SINGLENESS

"Enjoy singleness while you have it."
"You only get to be single for so long."
"Don't you want a boyfriend?"
"I'm engaged!"

These are some typical lines that come up when the topic of relationships arise. Everyone trying to give their unwarranted encouragement or sympathy or tips about singleness.
Singleness has this awkward feeling around it in conversations. It's not taboo. People talk about it all the time. But how I usually hear it talked about it is one of two ways:

1. I am a strong independent woman and I don't need a man. I thrive in singleness.
OR
2. I just want to be married and start and family already. I seriously can not wait another day.

Sound familiar?

Both of which are fine. I am a strong independent woman, I don't need a man. But do I want to get married and have a family? Yes. Do I get that little feeling of longing in my heart when my friends talk about their serious relationships, engagements, and marriages? Yes. But through all of it, I am also growing everyday in relationships that are right in front of me.

While I am in the waiting for a relationship, I am consistently growing and developing in my relationship with myself and the Lord. 

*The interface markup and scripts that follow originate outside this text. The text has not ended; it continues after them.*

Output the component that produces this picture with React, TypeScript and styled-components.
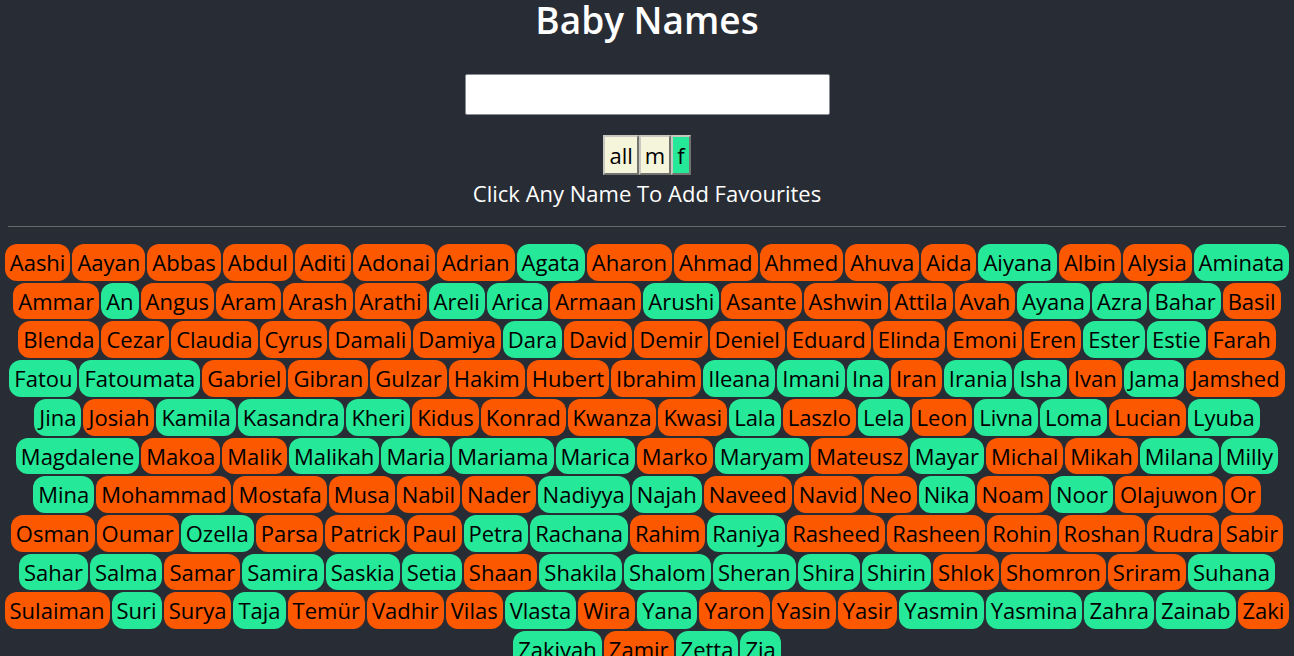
import React, { useState } from "react";
import styled, { createGlobalStyle } from "styled-components";

const GlobalStyle = createGlobalStyle`
  html, body {
    margin: 0;
    padding: 0;
    background: #282c34;
  }
  body {
    font-family: "Open Sans", "Liberation Sans", sans-serif;
  }
`;

type Sex = "m" | "f";
type Name = { name: string; sex: Sex };

const raw: string =
  "Aashi:m Aayan:m Abbas:m Abdul:m Aditi:m Adonai:m Adrian:m Agata:f Aharon:m Ahmad:m Ahmed:m Ahuva:m Aida:m Aiyana:f Albin:m Alysia:m Aminata:f " +
  "Ammar:m An:f Angus:m Aram:m Arash:m Arathi:m Areli:f Arica:f Armaan:m Arushi:f Asante:m Ashwin:m Attila:m Avah:m Ayana:f Azra:f Bahar:f Basil:m " +
  "Blenda:m Cezar:m Claudia:m Cyrus:m Damali:m Damiya:m Dara:f David:m Demir:m Deniel:m Eduard:m Elinda:m Emoni:m Eren:m Ester:f Estie:f Farah:m " +
  "Fatou:f Fatoumata:f Gabriel:m Gibran:m Gulzar:m Hakim:m Hubert:m Ibrahim:m Ileana:f Imani:f Ina:f Iran:m Irania:f Isha:f Ivan:m Jama:f Jamshed:m " +
  "Jina:f Josiah:m Kamila:f Kasandra:f Kheri:f Kidus:m Konrad:m Kwanza:m Kwasi:m Lala:f Laszlo:m Lela:f Leon:m Livna:f Loma:f Lucian:m Lyuba:f " +
  "Magdalene:f Makoa:m Malik:m Malikah:f Maria:f Mariama:f Marica:f Marko:m Maryam:f Mateusz:m Mayar:f Michal:m Mikah:m Milana:f Milly:f " +
  "Mina:f Mohammad:m Mostafa:m Musa:m Nabil:m Nader:m Nadiyya:f Najah:f Naveed:m Navid:m Neo:m Nika:f Noam:m Noor:f Olajuwon:m Or:m " +
  "Osman:m Oumar:m Ozella:f Parsa:m Patrick:m Paul:m Petra:f Rachana:f Rahim:m Raniya:f Rasheed:m Rasheen:m Rohin:m Roshan:m Rudra:m Sabir:m " +
  "Sahar:f Salma:f Samar:m Samira:f Saskia:f Setia:f Shaan:m Shakila:f Shalom:f Sheran:f Shira:f Shirin:f Shlok:m Shomron:m Sriram:m Suhana:f " +
  "Sulaiman:m Suri:f Surya:m Taja:f Temür:m Vadhir:m Vilas:m Vlasta:f Wira:m Yana:f Yaron:m Yasin:m Yasir:m Yasmin:f Yasmina:f Zahra:f Zainab:f Zaki:m " +
  "Zakiyah:f Zamir:m Zetta:f Zia:f";

const names: Name[] = raw.split(" ").map((s) => {
  const [name, sex] = s.split(":");
  return { name, sex: sex as Sex };
});

const Page = styled.div`
  color: #ffffff;
`;

const Header = styled.header`
  display: flex;
  flex-direction: column;
  align-items: center;
`;

const Title = styled.h1`
  margin: 0;
  font-size: 37px;
  line-height: 40px;
  font-weight: 600;
  color: #ffffff;
`;

const Search = styled.input`
  margin-top: 34px;
  width: 365px;
  height: 41px;
  box-sizing: border-box;
  border: 1px solid #8a8d94;
  border-radius: 2px;
  background: #ffffff;
  font-size: 18px;
  font-family: inherit;
  outline: none;
`;

const Filters = styled.div`
  display: flex;
  margin-top: 20px;
`;

const FilterButton = styled.button<{ $active: boolean }>`
  height: 40px;
  padding: 0 4px;
  box-sizing: border-box;
  border: 2px outset #c8c8c0;
  border-radius: 0;
  background: ${(p) => (p.$active ? "#25e898" : "#f5f5dc")};
  color: #000;
  font-family: inherit;
  font-size: 22px;
  cursor: pointer;
`;

const Hint = styled.p`
  margin: 4px 0 0;
  font-size: 22px;
  line-height: 28px;
  color: #ffffff;
`;

const Divider = styled.hr`
  margin: 19px 8px 16px;
  border: 0;
  border-top: 1px solid #66686e;
`;

const NameList = styled.ul`
  list-style: none;
  margin: 0;
  padding: 0 2px;
  display: flex;
  flex-wrap: wrap;
  justify-content: center;
`;

const Chip = styled.li<{ $sex: Sex }>`
  margin: 1px;
  padding: 5px 5px;
  border-radius: 12px;
  font-size: 22px;
  line-height: 26.7px;
  color: #000;
  background: ${(p) => (p.$sex === "f" ? "#25e898" : "#fc5800")};
  cursor: pointer;
`;

export default function App() {
  const [filter, setFilter] = useState<"all" | "m" | "f">("f");
  const [query, setQuery] = useState("");
  return (
    <>
      <GlobalStyle />
      <Page>
        <Header>
          <Title>Baby Names</Title>
          <Search value={query} onChange={(e) => setQuery(e.target.value)} />
          <Filters>
            {(["all", "m", "f"] as const).map((f) => (
              <FilterButton key={f} $active={filter === f} onClick={() => setFilter(f)}>
                {f}
              </FilterButton>
            ))}
          </Filters>
          <Hint>Click Any Name To Add Favourites</Hint>
        </Header>
        <Divider />
        <NameList>
          {names
            .filter((n) => n.name.toLowerCase().includes(query.toLowerCase()))
            .map((n) => (
              <Chip key={n.name} $sex={n.sex}>
                {n.name}
              </Chip>
            ))}
        </NameList>
      </Page>
    </>
  );
}
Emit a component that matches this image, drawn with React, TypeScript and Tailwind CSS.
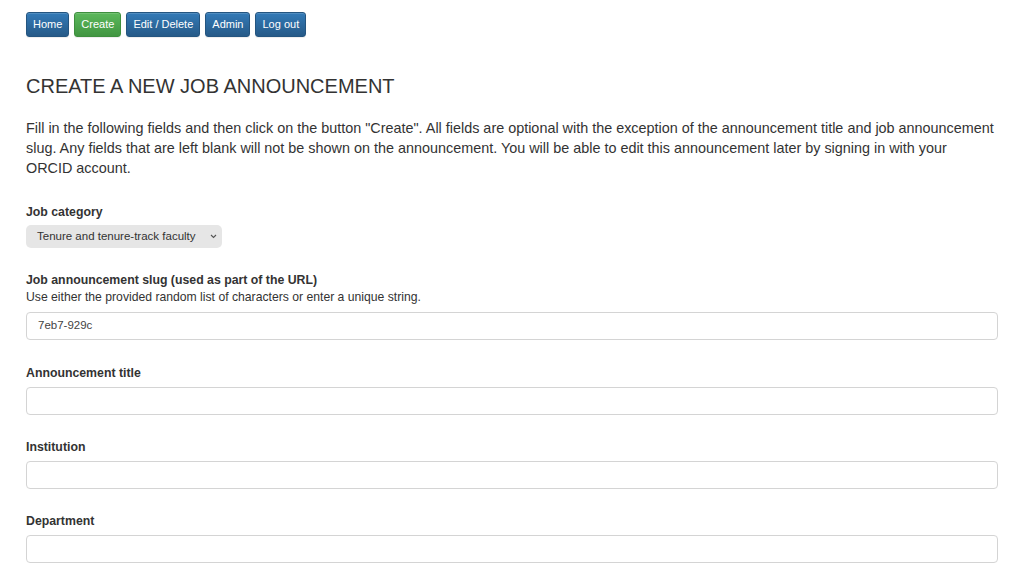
import * as React from "react"

const font = { fontFamily: '"Liberation Sans", Arial, sans-serif' }

function NavButton({ label, green }: { label: string; green?: boolean }) {
  return (
    <button
      className={
        green
          ? "h-[25px] px-[6px] rounded-[3px] border border-[#3e8f3e] bg-gradient-to-b from-[#5cb85c] to-[#419641] text-white text-[11px] shadow-[inset_0_1px_0_rgba(255,255,255,0.15),0_1px_1px_rgba(0,0,0,0.075)]"
          : "h-[25px] px-[6px] rounded-[3px] border border-[#245580] bg-gradient-to-b from-[#337ab7] to-[#265a88] text-white text-[11px] shadow-[inset_0_1px_0_rgba(255,255,255,0.15),0_1px_1px_rgba(0,0,0,0.075)]"
      }
    >
      {label}
    </button>
  )
}

function Field({ label, mt }: { label: string; mt: string }) {
  return (
    <div className={mt}>
      <div className="text-[12.3px] leading-[16px] font-bold text-[#333]">{label}</div>
      <div className="mt-[6px] h-[28px] w-full rounded-[4px] border border-[#d4d4d4] bg-white" />
    </div>
  )
}

export default function App() {
  return (
    <div className="w-[1024px] h-[581px] overflow-hidden bg-white text-[#333]" style={font}>
      <div className="pl-[26px] w-[998px]">
        <div className="pt-[12px] flex gap-[5px]">
          <NavButton label="Home" />
          <NavButton label="Create" green />
          <NavButton label="Edit / Delete" />
          <NavButton label="Admin" />
          <NavButton label="Log out" />
        </div>

        <h1 className="mt-[37px] text-[20px] leading-[24px] text-[#333]">CREATE A NEW JOB ANNOUNCEMENT</h1>

        <p className="mt-[20px] w-[970px] text-[14.4px] leading-[20px] text-[#333]">
          Fill in the following fields and then click on the button "Create". All fields are optional with the exception of the announcement title and job announcement slug. Any fields that are left blank will not be shown on the announcement. You will be able to edit this announcement later by signing in with your ORCID account.
        </p>

        <div className="mt-[26px]">
          <div className="text-[12.3px] leading-[16px] font-bold text-[#333]">Job category</div>
          <div className="mt-[5px] inline-flex items-center h-[23px] w-[196px] rounded-[5px] bg-[#e6e6e6] pl-[11px] pr-[5px] text-[11.5px] text-[#333]">
            <span className="flex-1">Tenure and tenure-track faculty</span>
            <svg width="7" height="5" viewBox="0 0 7 5" fill="none">
              <path d="M1 1l2.5 2.5L6 1" stroke="#555" strokeWidth="1.1" />
            </svg>
          </div>
        </div>

        <div className="mt-[24px]">
          <div className="text-[12.3px] leading-[16px] font-bold text-[#333]">Job announcement slug (used as part of the URL)</div>
          <div className="text-[12.2px] leading-[18px] text-[#333]">Use either the provided random list of characters or enter a unique string.</div>
          <div className="mt-[6px] h-[28px] w-full rounded-[4px] border border-[#d4d4d4] bg-white flex items-center px-[11px] text-[11.5px] text-[#444]">
            7eb7-929c
          </div>
        </div>

        <Field label="Announcement title" mt="mt-[25px]" />
        <Field label="Institution" mt="mt-[24px]" />
        <Field label="Department" mt="mt-[24px]" />
      </div>
    </div>
  )
}
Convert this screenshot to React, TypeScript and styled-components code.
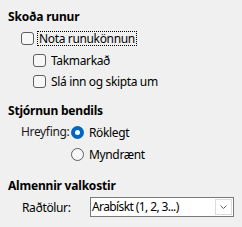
import React, { FC } from "react";
import styled, { createGlobalStyle } from "styled-components";

const Global = createGlobalStyle`
    html, body {
        margin: 0;
        padding: 0;
        background: #f0f0f0;
    }
    body {
        font-family: "Noto Sans", "Open Sans", sans-serif;
        font-size: 12px;
        letter-spacing: -0.35px;
        color: #000;
    }
`

const Page = styled.div`
    width: 242px;
    height: 227px;
    padding-top: 7px;
    box-sizing: border-box;
    background: #f0f0f0;
    overflow: hidden;
`

const Section = styled.div<{ $gap?: number }>`
    margin-top: ${p => p.$gap ?? 0}px;
`

const Title = styled.div`
    font-weight: bold;
    height: 20px;
    line-height: 20px;
    padding-left: 8px;
    letter-spacing: -0.2px;
`

const Row = styled.label<{ $indent: number; $h?: number }>`
    display: flex;
    align-items: center;
    height: ${p => p.$h ?? 22}px;
    padding-left: ${p => p.$indent}px;
    gap: 5px;
    white-space: nowrap;
`

const Box = styled.span`
    width: 11px;
    height: 11px;
    border: 1px solid #5f5f5f;
    border-radius: 3px;
    background: #f7f7f7;
    flex: none;
`

const Caption = styled.span<{ $focus?: boolean }>`
    padding: 0 1px;
    border: 1px dotted ${p => (p.$focus ? "#000" : "transparent")};
    line-height: 13px;
    margin-left: -2px;
`

const Grid = styled.div`
    display: grid;
    grid-template-columns: 50px auto;
    padding-left: 21px;
`

const Label = styled.div<{ $h?: number }>`
    height: ${p => p.$h ?? 22}px;
    line-height: ${p => p.$h ?? 22}px;
    color: #1a1a1a;
`

const Radio = styled.span<{ $on?: boolean }>`
    width: 13px;
    height: 13px;
    border-radius: 50%;
    box-sizing: border-box;
    flex: none;
    border: ${p => (p.$on ? "4px solid #0067c0" : "1px solid #5f5f5f")};
    background: ${p => (p.$on ? "#fff" : "#f7f7f7")};
`

const RadioList = styled.div`
    display: flex;
    flex-direction: column;
`

const SelectRow = styled.div`
    display: flex;
    align-items: center;
    height: 22px;
    padding-left: 22px;
`

const SelectLabel = styled.span`
    width: 68px;
    flex: none;
`

const Select = styled.div`
    display: flex;
    width: 144px;
    height: 20px;
    border: 1px solid #7a7a7a;
    background: #fff;
    box-sizing: border-box;
`

const SelectValue = styled.span`
    flex: 1;
    line-height: 18px;
    padding-left: 1px;
    letter-spacing: -0.6px;
`

const Drop = styled.span`
    width: 15px;
    margin: 1px;
    border: 1px solid #dcdcdc;
    display: flex;
    align-items: center;
    justify-content: center;
`

const App: FC = () => {
    return (
        <>
            <Global />
            <Page>
                <Section>
                    <Title>Skoða runur</Title>
                    <Row $indent={21}>
                        <Box />
                        <Caption $focus>Nota runukönnun</Caption>
                    </Row>
                    <Row $indent={33}>
                        <Box />
                        <Caption>Takmarkað</Caption>
                    </Row>
                    <Row $indent={33} $h={21}>
                        <Box />
                        <Caption>Slá inn og skipta um</Caption>
                    </Row>
                </Section>
                <Section $gap={9}>
                    <Title>Stjórnun bendils</Title>
                    <Grid>
                        <Label>Hreyfing:</Label>
                        <RadioList>
                            <Row $indent={0}>
                                <Radio $on />
                                <Caption>Röklegt</Caption>
                            </Row>
                            <Row $indent={0}>
                                <Radio />
                                <Caption>Myndrænt</Caption>
                            </Row>
                        </RadioList>
                    </Grid>
                </Section>
                <Section $gap={11}>
                    <Title>Almennir valkostir</Title>
                    <SelectRow>
                        <SelectLabel>Raðtölur:</SelectLabel>
                        <Select>
                            <SelectValue>Arabískt (1, 2, 3...)</SelectValue>
                            <Drop>
                                <svg width="7" height="4" viewBox="0 0 7 4">
                                    <path d="M0.5 0.5 L3.5 3.5 L6.5 0.5" fill="none" stroke="#606060" strokeWidth="1" />
                                </svg>
                            </Drop>
                        </Select>
                    </SelectRow>
                </Section>
            </Page>
        </>
    )
}

export default App
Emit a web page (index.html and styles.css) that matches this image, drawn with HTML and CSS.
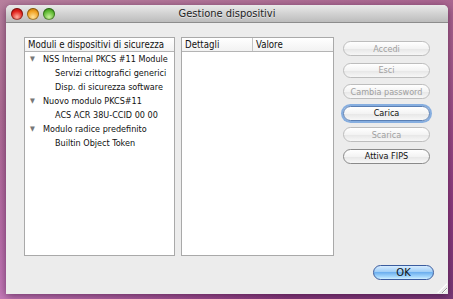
FILE: index.html
```html
<!DOCTYPE html>
<html lang="it">
<head>
    <meta charset="UTF-8">
    <title>Gestione dispositivi</title>
    <link rel="stylesheet" href="styles.css">
</head>
<body>
    <div class="window">
        <div class="titlebar">
            <div class="lights">
                <span class="light red"></span>
                <span class="light yellow"></span>
                <span class="light green"></span>
            </div>
            <div class="title">Gestione dispositivi</div>
        </div>
        <div class="content">
            <div class="main">
                <!-- Device tree -->
                <div class="panel tree">
                    <div class="head"><span class="col">Moduli e dispositivi di sicurezza</span></div>
                    <div class="row parent"><span class="arrow">&#9660;</span>NSS Internal PKCS #11 Module</div>
                    <div class="row child">Servizi crittografici generici</div>
                    <div class="row child">Disp. di sicurezza software</div>
                    <div class="row parent"><span class="arrow">&#9660;</span>Nuovo modulo PKCS#11</div>
                    <div class="row child">ACS ACR 38U-CCID 00 00</div>
                    <div class="row parent"><span class="arrow">&#9660;</span>Modulo radice predefinito</div>
                    <div class="row child">Builtin Object Token</div>
                </div>

                <!-- Details table -->
                <div class="panel details">
                    <div class="head">
                        <span class="col key">Dettagli</span>
                        <span class="col">Valore</span>
                    </div>
                </div>

                <div class="buttons">
                    <button class="btn" disabled>Accedi</button>
                    <button class="btn" disabled>Esci</button>
                    <button class="btn" disabled>Cambia password</button>
                    <button class="btn focus">Carica</button>
                    <button class="btn" disabled>Scarica</button>
                    <button class="btn">Attiva FIPS</button>
                </div>
            </div>
            <div class="footer">
                <button class="ok">OK</button>
            </div>
        </div>
        <div class="grip"></div>
    </div>
</body>
</html>
```

FILE: styles.css
```css
body {
    margin: 0;
    width: 453px;
    height: 299px;
    overflow: hidden;
    font-family: 'DejaVu Sans Condensed', 'Liberation Sans', sans-serif;
    font-size: 9px;
    color: #111;
    background:
        radial-gradient(ellipse at 0% 100%, #c47ab8 0%, rgba(196, 122, 184, 0) 45%),
        linear-gradient(160deg, #b8809e 0%, #a8608e 45%, #8e3c80 80%, #7a3a78 100%);
}

.window {
    position: relative;
    margin: 5px 0 0 6px;
    width: 442px;
    height: 289px;
    background: #ececec;
    border-radius: 5px 5px 0 0;
    box-shadow: 0 2px 8px rgba(40, 0, 40, 0.55);
    display: flex;
    flex-direction: column;
    overflow: hidden;
}

.titlebar {
    height: 17px;
    background: linear-gradient(#e9e9e9, #d0d0d0 55%, #bcbcbc);
    border-bottom: 1px solid #8c8c8c;
    display: flex;
    align-items: center;
    position: relative;
}

.lights {
    display: flex;
    gap: 4px;
    padding-left: 5px;
}

.light {
    width: 12px;
    height: 12px;
    border-radius: 50%;
    box-shadow: inset 0 0 0 1px rgba(0, 0, 0, 0.35);
}

.red {
    background: radial-gradient(circle at 50% 75%, #ffb0a0, #e0201a 55%, #8c0a08);
}

.yellow {
    background: radial-gradient(circle at 50% 75%, #ffe29a, #f0a020 55%, #a05a00);
}

.green {
    background: radial-gradient(circle at 50% 75%, #c8f09a, #5cb830 55%, #1e6a0a);
}

.title {
    position: absolute;
    left: 0;
    right: 0;
    text-align: center;
    font-size: 11px;
    color: #222;
    text-shadow: 0 1px 0 rgba(255, 255, 255, 0.5);
}

.content {
    flex: 1;
    padding: 14px 14px 14px 18px;
    display: flex;
    flex-direction: column;
}

.main {
    display: flex;
    height: 219px;
}

.panel {
    background: #fff;
    border: 1px solid #a9a9a9;
    box-sizing: border-box;
}

.tree {
    width: 151px;
}

.details {
    width: 153px;
    margin-left: 6px;
}

.head {
    height: 13px;
    border-bottom: 1px solid #b4b4b4;
    background: linear-gradient(#ffffff, #f2f2f2);
    display: flex;
    font-size: 9.6px;
    line-height: 13px;
    white-space: nowrap;
}

.col {
    padding-left: 3px;
}

.key {
    width: 67px;
    border-right: 1px solid #c4c4c4;
}

.row {
    height: 14px;
    line-height: 14px;
    white-space: nowrap;
}

.parent {
    padding-left: 5px;
}

.child {
    padding-left: 30px;
}

.arrow {
    display: inline-block;
    width: 13px;
    font-size: 7px;
    color: #777;
    vertical-align: top;
}

.buttons {
    margin-left: 9px;
    margin-top: 4px;
    display: flex;
    flex-direction: column;
    gap: 6.5px;
}

.btn {
    width: 87px;
    height: 15px;
    padding: 0;
    font-family: inherit;
    font-size: 9px;
    color: #111;
    white-space: nowrap;
    border: 1px solid #8a8a8a;
    border-radius: 8px;
    background: linear-gradient(#ffffff, #f3f3f3 50%, #e6e6e6 51%, #f7f7f7);
}

.btn:disabled {
    color: #a0a0a0;
    border-color: #bdbdbd;
}

.focus {
    border-color: #5a7fb4;
    box-shadow: 0 0 0 2px #86aee0;
}

.footer {
    margin-top: auto;
    display: flex;
    justify-content: flex-end;
}

.ok {
    width: 61px;
    height: 15px;
    padding: 0;
    font-family: inherit;
    font-size: 11px;
    color: #111;
    border: 1px solid #3b5c9e;
    border-radius: 8px;
    background: linear-gradient(#d6ecff, #9fcdf6 45%, #6eb0ef 50%, #a9dafd 85%, #d4f0ff);
}

.grip {
    position: absolute;
    right: 1px;
    bottom: 1px;
    width: 10px;
    height: 10px;
    background: repeating-linear-gradient(135deg, transparent 0 2px, #9a9a9a 2px 3px, #fff 3px 4px);
    clip-path: polygon(100% 0, 100% 100%, 0 100%);
}
```
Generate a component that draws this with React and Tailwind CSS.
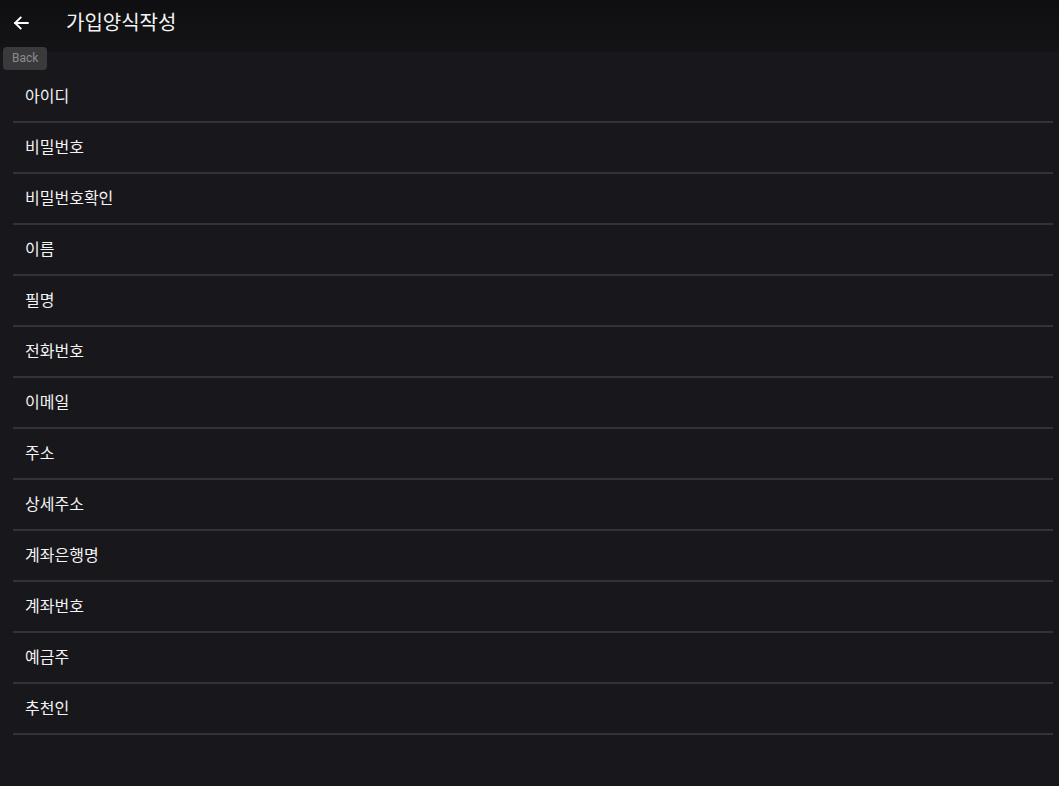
import React from "react";

const fields = [
  "아이디",
  "비밀번호",
  "비밀번호확인",
  "이름",
  "필명",
  "전화번호",
  "이메일",
  "주소",
  "상세주소",
  "계좌은행명",
  "계좌번호",
  "예금주",
  "추천인",
];

export default function App() {
  return (
    <div
      className="relative min-h-[786px] w-full bg-[#18171c] text-[#f2f2f2]"
      style={{ fontFamily: 'Roboto, "Noto Sans CJK KR", sans-serif' }}
    >
      <header className="flex h-[52px] items-start bg-gradient-to-b from-[#0f0f11] to-[#141416]">
        <button className="flex h-[46px] w-[42px] items-center justify-center text-white">
          <svg width="20" height="20" viewBox="0 0 24 24" fill="none" stroke="currentColor" strokeWidth="2.4" strokeLinecap="square">
            <path d="M20 12H5" />
            <path d="M11.5 5.5L5 12l6.5 6.5" />
          </svg>
        </button>
        <h1 className="ml-[24px] flex h-[46px] items-center text-[20px] leading-none font-normal text-[#f4f4f4]">가입양식작성</h1>
      </header>
      <div className="absolute left-[3px] top-[47px] rounded-[4px] bg-[#3a3a3d] px-[9px] py-[4px] text-[12px] leading-[15px] text-[#8b8b8e]">
        Back
      </div>
      <ul className="ml-[13px] mr-[6px] pt-[20px]">
        {fields.map((f) => (
          <li
            key={f}
            className="flex h-[51px] items-center border-b-2 border-[#333237] pl-[12px] text-[16px] text-[#f4f4f4]"
          >
            {f}
          </li>
        ))}
      </ul>
    </div>
  );
}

You matter just as much as your future husband. So why not invest in yourself? For some people this means going off on crazy, solo adventures in foreign countries. That sounds incredible to me, but not to my budget. There are so many more ways to grow in the relationship you have with yourself. 

Start Reading!

I am never more fired up than when I end a book, and want to change everything in my life. Half of those things never end up being implemented for more than 24 hours, but there's usually at least one thing I take from each piece I read. There are mindset shifts, pieces of joy and inspiration that I carry with me for months to come. 

If you are looking for inspiration for your next book to read, look at our Book List! It has so many books that we have read or are planning to read that are incredible. 

Get Used to Being Alone

This sounds like an insult someone would say to tell you that you'll never end up with a partner. I promise you it's not. But I want you to ask yourself how natural it is for you to be alone. Is it comfortable for you to have nothing to do for a day except be with yourself? Can you sit through a long car ride with just yourself? Do you like being with yourself? If you answered no to any of those, I would suggest diving deeper into that. 
What is it that makes you uncomfortable about being alone with yourself? Is it lies that come up? Is it dealt with pain or hurt? Is it that you just haven't ever spent time with yourself? Dig into what your answer is. You are uniquely and wonderfully made, and I want you to believe that! Get to know the deep and intimate parts of your heart before you start to get to know those parts of someone else's heart. 

Take Jesus on a Date

He wants to go on a date with you. I know that one for a fact. How often is it that we would reschedule everything for a best friend, but when it comes to Jesus, we would much rather have that extra 30 minutes on Instagram? I am not trying to shame anyone here. I am so guilty of this, it's such a natural tendency! But Jesus wants us to tell him the inner workings of our heart and mind.
It sounds so cheesy and conservative to say "let Jesus be your boyfriend", but Jesus said that he will give you the desires of your heart, if you delight in him (Psalm 37:4). If you are longing for that relationship, so that you can have someone to share everyday life with, be vulnerable with, and have someone to love you - you have someone who gave His entire life for you.

You have someone who died so that He could go on a date with you. Several dates. For the rest of your life. 

Find that rest and satisfaction in Him. He knows the desires of your heart. He wants to give them to you. Run into His arms, and let Him hold you and love you. Let Him show you the ultimate relationship that will never fail.

Singleness is hard. I have constant longing in my heart to be in an earthly relationship. But in the waiting, I know that I have people to develop relationships with. I have myself to grow and love and I have Jesus who is here to walk with and love me. He is here to listen to the inner workings of my heart.